→ **Interface markup and scripts**:
____

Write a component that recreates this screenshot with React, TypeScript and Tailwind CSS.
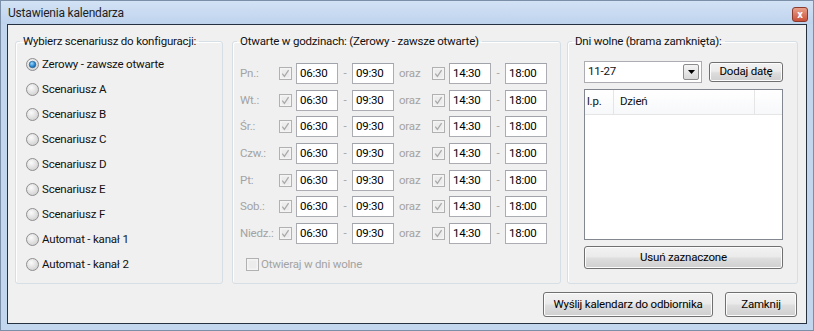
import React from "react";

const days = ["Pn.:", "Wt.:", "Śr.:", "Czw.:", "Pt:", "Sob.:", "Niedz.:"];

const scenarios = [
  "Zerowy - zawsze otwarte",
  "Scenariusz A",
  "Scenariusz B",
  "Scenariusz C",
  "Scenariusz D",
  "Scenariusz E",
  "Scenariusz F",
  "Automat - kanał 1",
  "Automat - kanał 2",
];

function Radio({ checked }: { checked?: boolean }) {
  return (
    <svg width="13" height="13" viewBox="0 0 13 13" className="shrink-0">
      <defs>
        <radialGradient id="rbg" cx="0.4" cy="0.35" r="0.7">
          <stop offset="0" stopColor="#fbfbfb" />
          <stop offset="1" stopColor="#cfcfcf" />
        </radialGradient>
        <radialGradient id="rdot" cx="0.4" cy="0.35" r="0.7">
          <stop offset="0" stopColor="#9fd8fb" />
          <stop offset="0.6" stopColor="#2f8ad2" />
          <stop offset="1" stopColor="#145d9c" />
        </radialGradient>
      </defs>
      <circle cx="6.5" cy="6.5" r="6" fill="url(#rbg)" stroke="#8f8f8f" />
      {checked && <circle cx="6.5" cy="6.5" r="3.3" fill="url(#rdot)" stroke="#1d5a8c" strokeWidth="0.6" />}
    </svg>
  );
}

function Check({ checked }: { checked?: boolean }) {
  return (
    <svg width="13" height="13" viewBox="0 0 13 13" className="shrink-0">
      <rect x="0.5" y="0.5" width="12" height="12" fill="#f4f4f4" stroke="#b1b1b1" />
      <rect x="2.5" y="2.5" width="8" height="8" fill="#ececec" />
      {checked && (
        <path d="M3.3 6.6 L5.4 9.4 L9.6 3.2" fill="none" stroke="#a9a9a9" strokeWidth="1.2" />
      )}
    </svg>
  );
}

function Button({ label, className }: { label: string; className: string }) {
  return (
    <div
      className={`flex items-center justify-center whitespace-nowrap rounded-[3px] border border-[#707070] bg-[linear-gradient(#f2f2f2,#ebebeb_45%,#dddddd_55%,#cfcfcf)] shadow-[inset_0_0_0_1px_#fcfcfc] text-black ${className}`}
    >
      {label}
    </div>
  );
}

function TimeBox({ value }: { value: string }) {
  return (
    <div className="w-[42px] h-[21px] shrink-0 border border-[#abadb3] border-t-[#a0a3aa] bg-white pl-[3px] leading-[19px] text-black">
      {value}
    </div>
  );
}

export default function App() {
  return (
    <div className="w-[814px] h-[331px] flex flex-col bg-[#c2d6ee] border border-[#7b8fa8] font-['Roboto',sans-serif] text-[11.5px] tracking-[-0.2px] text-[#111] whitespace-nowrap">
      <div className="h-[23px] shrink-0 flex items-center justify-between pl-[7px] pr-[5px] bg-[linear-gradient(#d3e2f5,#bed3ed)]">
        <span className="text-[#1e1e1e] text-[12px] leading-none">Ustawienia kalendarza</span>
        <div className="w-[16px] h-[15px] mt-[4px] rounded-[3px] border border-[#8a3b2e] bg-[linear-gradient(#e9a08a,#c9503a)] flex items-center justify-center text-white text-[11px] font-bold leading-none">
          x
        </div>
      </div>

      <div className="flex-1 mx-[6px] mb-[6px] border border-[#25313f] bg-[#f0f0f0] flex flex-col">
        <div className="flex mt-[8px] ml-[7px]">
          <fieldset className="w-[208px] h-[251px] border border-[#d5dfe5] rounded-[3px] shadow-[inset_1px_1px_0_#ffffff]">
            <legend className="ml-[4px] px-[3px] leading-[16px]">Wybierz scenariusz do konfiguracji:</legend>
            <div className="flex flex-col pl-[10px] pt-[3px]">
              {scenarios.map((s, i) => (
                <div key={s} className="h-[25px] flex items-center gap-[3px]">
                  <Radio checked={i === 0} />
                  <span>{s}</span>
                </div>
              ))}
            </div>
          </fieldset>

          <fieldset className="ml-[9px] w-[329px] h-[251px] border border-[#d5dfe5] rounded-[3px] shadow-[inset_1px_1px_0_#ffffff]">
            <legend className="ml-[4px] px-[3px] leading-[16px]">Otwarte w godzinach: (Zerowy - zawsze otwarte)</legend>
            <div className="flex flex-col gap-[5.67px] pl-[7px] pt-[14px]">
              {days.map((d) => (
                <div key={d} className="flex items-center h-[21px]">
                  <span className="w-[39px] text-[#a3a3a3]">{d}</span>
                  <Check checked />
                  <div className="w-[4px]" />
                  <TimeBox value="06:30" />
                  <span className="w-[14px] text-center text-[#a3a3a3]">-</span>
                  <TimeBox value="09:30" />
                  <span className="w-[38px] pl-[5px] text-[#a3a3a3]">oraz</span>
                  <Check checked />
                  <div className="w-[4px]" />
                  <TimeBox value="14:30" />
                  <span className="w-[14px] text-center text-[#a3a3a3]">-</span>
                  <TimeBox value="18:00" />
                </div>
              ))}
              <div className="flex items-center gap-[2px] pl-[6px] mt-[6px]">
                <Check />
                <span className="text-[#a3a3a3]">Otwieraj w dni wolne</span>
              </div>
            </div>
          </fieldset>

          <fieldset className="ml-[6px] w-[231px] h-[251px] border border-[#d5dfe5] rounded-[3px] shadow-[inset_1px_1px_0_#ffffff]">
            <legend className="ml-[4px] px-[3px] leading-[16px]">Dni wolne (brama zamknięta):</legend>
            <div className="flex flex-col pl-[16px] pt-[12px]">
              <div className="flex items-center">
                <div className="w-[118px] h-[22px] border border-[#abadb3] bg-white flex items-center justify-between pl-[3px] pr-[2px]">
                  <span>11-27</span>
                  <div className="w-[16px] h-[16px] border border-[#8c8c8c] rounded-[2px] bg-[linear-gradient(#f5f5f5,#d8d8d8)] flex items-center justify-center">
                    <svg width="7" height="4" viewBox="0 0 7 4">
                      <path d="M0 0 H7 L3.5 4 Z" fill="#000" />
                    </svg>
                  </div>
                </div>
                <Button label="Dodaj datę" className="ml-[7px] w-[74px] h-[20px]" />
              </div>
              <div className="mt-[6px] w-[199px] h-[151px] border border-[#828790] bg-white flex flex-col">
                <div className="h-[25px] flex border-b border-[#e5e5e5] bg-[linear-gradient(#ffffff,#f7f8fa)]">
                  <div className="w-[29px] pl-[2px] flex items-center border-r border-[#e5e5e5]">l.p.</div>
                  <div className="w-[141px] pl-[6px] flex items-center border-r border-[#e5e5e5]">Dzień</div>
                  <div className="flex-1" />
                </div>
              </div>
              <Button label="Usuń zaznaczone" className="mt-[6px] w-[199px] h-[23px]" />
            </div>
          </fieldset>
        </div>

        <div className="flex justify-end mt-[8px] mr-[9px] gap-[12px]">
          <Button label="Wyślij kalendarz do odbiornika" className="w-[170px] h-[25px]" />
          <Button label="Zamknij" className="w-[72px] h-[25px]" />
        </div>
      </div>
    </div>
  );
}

____

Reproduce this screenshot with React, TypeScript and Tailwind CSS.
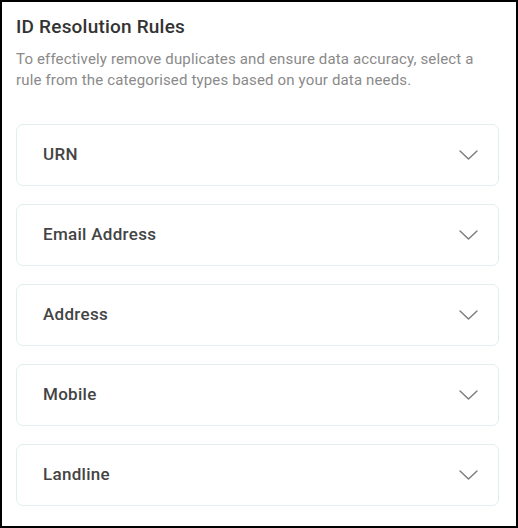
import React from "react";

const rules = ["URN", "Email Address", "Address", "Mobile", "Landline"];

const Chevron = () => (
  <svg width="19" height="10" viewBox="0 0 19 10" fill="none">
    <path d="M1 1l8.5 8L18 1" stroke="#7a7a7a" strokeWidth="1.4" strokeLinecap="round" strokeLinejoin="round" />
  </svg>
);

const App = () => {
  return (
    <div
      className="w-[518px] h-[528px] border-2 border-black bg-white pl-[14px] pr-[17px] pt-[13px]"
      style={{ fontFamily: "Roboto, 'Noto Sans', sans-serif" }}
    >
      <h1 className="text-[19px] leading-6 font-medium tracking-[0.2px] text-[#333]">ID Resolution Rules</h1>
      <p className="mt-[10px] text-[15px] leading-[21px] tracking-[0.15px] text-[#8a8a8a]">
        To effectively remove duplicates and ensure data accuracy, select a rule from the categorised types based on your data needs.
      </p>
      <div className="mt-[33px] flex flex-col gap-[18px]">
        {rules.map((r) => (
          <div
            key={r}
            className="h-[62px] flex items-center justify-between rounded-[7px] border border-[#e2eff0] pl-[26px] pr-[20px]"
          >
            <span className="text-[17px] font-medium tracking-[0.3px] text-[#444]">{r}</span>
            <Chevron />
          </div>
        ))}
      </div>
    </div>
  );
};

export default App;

____

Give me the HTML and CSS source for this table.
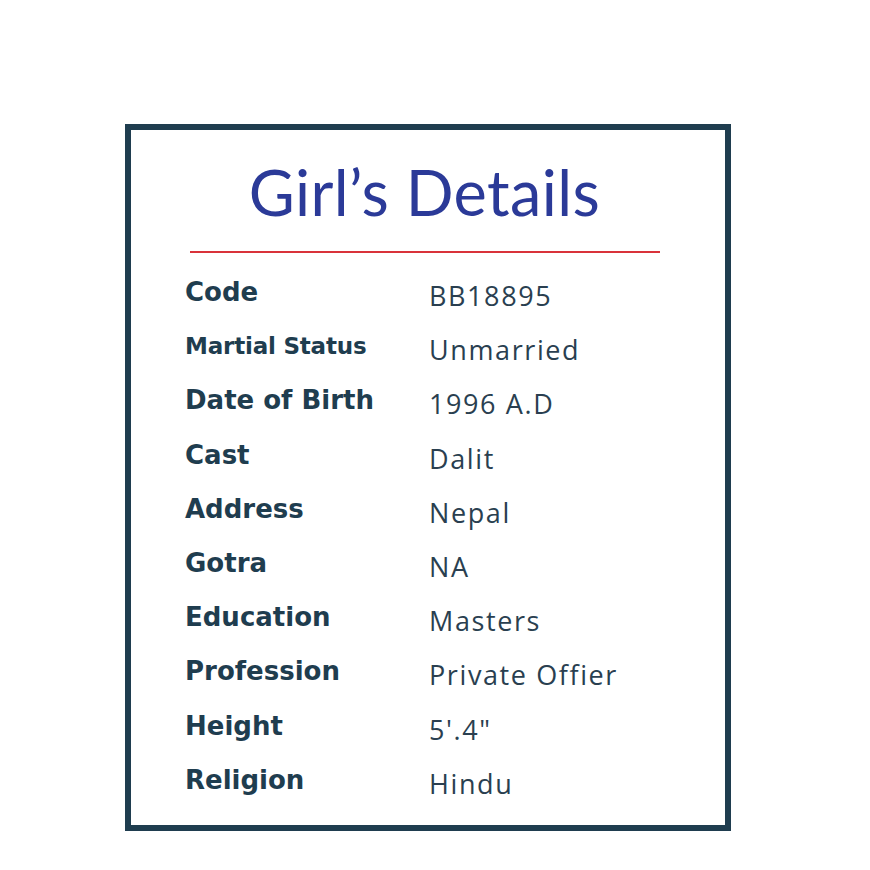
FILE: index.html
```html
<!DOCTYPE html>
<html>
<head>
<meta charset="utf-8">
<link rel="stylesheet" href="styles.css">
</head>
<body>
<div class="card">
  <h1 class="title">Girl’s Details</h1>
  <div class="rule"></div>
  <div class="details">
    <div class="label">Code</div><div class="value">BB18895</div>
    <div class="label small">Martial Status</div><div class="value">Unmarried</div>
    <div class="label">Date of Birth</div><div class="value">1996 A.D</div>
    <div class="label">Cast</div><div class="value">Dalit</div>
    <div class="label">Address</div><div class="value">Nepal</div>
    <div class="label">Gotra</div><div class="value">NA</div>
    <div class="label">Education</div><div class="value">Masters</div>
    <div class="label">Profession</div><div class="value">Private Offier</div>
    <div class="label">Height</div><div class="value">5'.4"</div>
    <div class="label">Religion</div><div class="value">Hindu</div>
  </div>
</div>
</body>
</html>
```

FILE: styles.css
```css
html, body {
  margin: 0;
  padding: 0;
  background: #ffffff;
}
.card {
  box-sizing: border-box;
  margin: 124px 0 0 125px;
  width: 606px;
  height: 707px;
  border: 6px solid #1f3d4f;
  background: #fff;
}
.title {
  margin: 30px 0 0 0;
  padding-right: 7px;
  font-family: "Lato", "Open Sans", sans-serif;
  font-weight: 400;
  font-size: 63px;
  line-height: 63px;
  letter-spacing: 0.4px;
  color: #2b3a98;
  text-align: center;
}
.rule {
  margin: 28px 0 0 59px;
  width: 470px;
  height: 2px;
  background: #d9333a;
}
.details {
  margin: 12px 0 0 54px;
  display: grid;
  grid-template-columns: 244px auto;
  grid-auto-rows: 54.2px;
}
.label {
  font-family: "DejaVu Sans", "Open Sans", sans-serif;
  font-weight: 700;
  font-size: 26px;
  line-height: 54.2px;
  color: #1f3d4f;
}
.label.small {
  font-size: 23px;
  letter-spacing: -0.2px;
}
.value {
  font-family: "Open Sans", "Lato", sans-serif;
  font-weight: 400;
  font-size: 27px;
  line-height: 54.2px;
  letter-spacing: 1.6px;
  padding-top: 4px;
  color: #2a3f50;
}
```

____

→ **OBJECTIVE**:
Repeat exactly, and only, the entries from the line with "Reproduce this screenshot" through the line with "export default App;". Pictures are skipped.

→ **ANSWER**:
Reproduce this screenshot with React, TypeScript and Tailwind CSS.
import React from "react";

const rules = ["URN", "Email Address", "Address", "Mobile", "Landline"];

const Chevron = () => (
  <svg width="19" height="10" viewBox="0 0 19 10" fill="none">
    <path d="M1 1l8.5 8L18 1" stroke="#7a7a7a" strokeWidth="1.4" strokeLinecap="round" strokeLinejoin="round" />
  </svg>
);

const App = () => {
  return (
    <div
      className="w-[518px] h-[528px] border-2 border-black bg-white pl-[14px] pr-[17px] pt-[13px]"
      style={{ fontFamily: "Roboto, 'Noto Sans', sans-serif" }}
    >
      <h1 className="text-[19px] leading-6 font-medium tracking-[0.2px] text-[#333]">ID Resolution Rules</h1>
      <p className="mt-[10px] text-[15px] leading-[21px] tracking-[0.15px] text-[#8a8a8a]">
        To effectively remove duplicates and ensure data accuracy, select a rule from the categorised types based on your data needs.
      </p>
      <div className="mt-[33px] flex flex-col gap-[18px]">
        {rules.map((r) => (
          <div
            key={r}
            className="h-[62px] flex items-center justify-between rounded-[7px] border border-[#e2eff0] pl-[26px] pr-[20px]"
          >
            <span className="text-[17px] font-medium tracking-[0.3px] text-[#444]">{r}</span>
            <Chevron />
          </div>
        ))}
      </div>
    </div>
  );
};

export default App;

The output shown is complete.